What can you do to motivate your employees? With fewer than 25 percent of non-managerial employees fully engaged in their jobs, those of us in the catbird seats have a unique opportunity to dangle similar carrots before our team members.
Helping them help themselves by devoting themselves more fully to their careers is a true win/win. There’s no altruism here: fully-engaged employees, who are passionate about their work, keep team and organizational performance trending steadily upward.
As a leader, you can’t motivate anyone to do anything: they have to be motivated personally. However, you can provide incentives and an environment that people find motivating, which inspires them to give discretionary effort.
It’s as easy as ABC — and DEF:
A is for Analyze
Each person is different, so determine what your team members want from you in return for their extra discretionary effort.
What will motivate them? Give everyone on the team the opportunity to profit when the company does: offer flexible scheduling, raises, bonuses, conference attendance, part-time telecommuting, a certificate, or pats on the back — whatever it takes.
Another A-word, awards, will be your friend here. But don’t hand them out indiscriminately. Give them only to those who really deserve them.
B is for Balance
Your team members — and you — a good work-life balance to remain productive. At a certain point (about the 10th hour of a long work day), accumulated error and poor performance can overwhelm any benefit derived from working longer hours.
Take good care of your people, making sure they get the rest and the breaks they need — from daily lunch breaks to their annual vacations — and they’ll take care of you.
Be a good role model as well. If you send email at 2 am when you have insomnia, that’s up to you, but make sure you explicitly let them know it’s not implicitly expected of them.
C is for Communicate
We use the gift of gab for a reason: because it’s still the best way we’ve invented to convey ideas.

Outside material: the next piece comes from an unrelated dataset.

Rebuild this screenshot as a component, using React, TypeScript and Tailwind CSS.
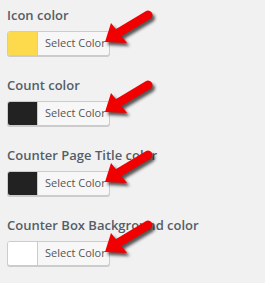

Explain what you need everyone to do and why. Communicate your directives clearly, plainly, and honestly. Each week, my office manager, Becca, and I review her master task to prioritize her tasks for the next few days. We make sure we are on the same page, and then I get out of her way and let her do her job.
If I change her priorities mid-stream, I communicate the redirect and explain the reasoning. I check in daily to make sure all is well and am available to answer any questions. So keep the lines of communication open for whenever team members need assistance, and leave them alone long enough to get something done before you interrupt yet again.
D is for Direction
Although the manager’s role has changed in the last few decades, leaders are still responsible for providing the vision and mission to the team. You’ll see better results when you strategically align individual and team goals with organizational goals and objectives.
Performance management can be challenging, but it represents one of the most important areas of motivation, since it produces significant improvement if you can implement it. Outline in detail all the organizational and team goals in as transparent a manner as possible, set the course, and make it easier for the team to follow your direction.
Review milestones and provide coaching with each of your direct reports in weekly one-on-one meetings. Show them why their contributions matter in the grand scheme of things—and why you can’t get there without their help.
E is for Expect
Let your people know exactly what you expect from them in as unambiguous a manner as possible. If necessary, lay it out in company handbooks and procedural manuals.
But if a worker discovers a better way of getting from here to there, let them take it, as long as it’s ethical and legal. Draw on another E-word to help you keep them on the strait and narrow:
Example. You lead by example no matter how you lead, so if you want to improve performance, then lead in a way you expect people to follow. How motivating is it so send an email to your boss and never hear back? Or if you leave the office at 4 every afternoon and expect everyone else to stay? Expect great things from your team and model those expectations in your own behavior.
F is for Facilitate
When you make it easier for your people to succeed, you boost the team’s moral, performance, and productivity. Sounds simple, right? Yet many leaders stumble here. They may as well send their people into the Amazon without a map or a machete. Instead, go out ahead of everyone and demolish the bureaucratic hurdles, fill in the technological potholes, and build training bridges to span knowledge gaps. Influence senior leaders to get the budget you need. Run interference if another department is slowing them down. Try hard to eliminate anything creating frustration. When your team sees you out there fighting for them and providing the assistance they need to improve, your team can’t help but want to do their best for you.
Your turn
Yes, you can still get things done with a demotivated, disengaged team. However, if you give your folks valid, easy-to-understand justifications for wanting to do well, you’ll push productivity through the roof.
Of course, this article just scratches the surface of the various ways you can motivate your people to shine — and the letters have more than one word to draw upon.
What have you discovered that really motivates people? What letter of the alphabet would you use to describe the biggest lesson you’ve learned about how to motivate your employees?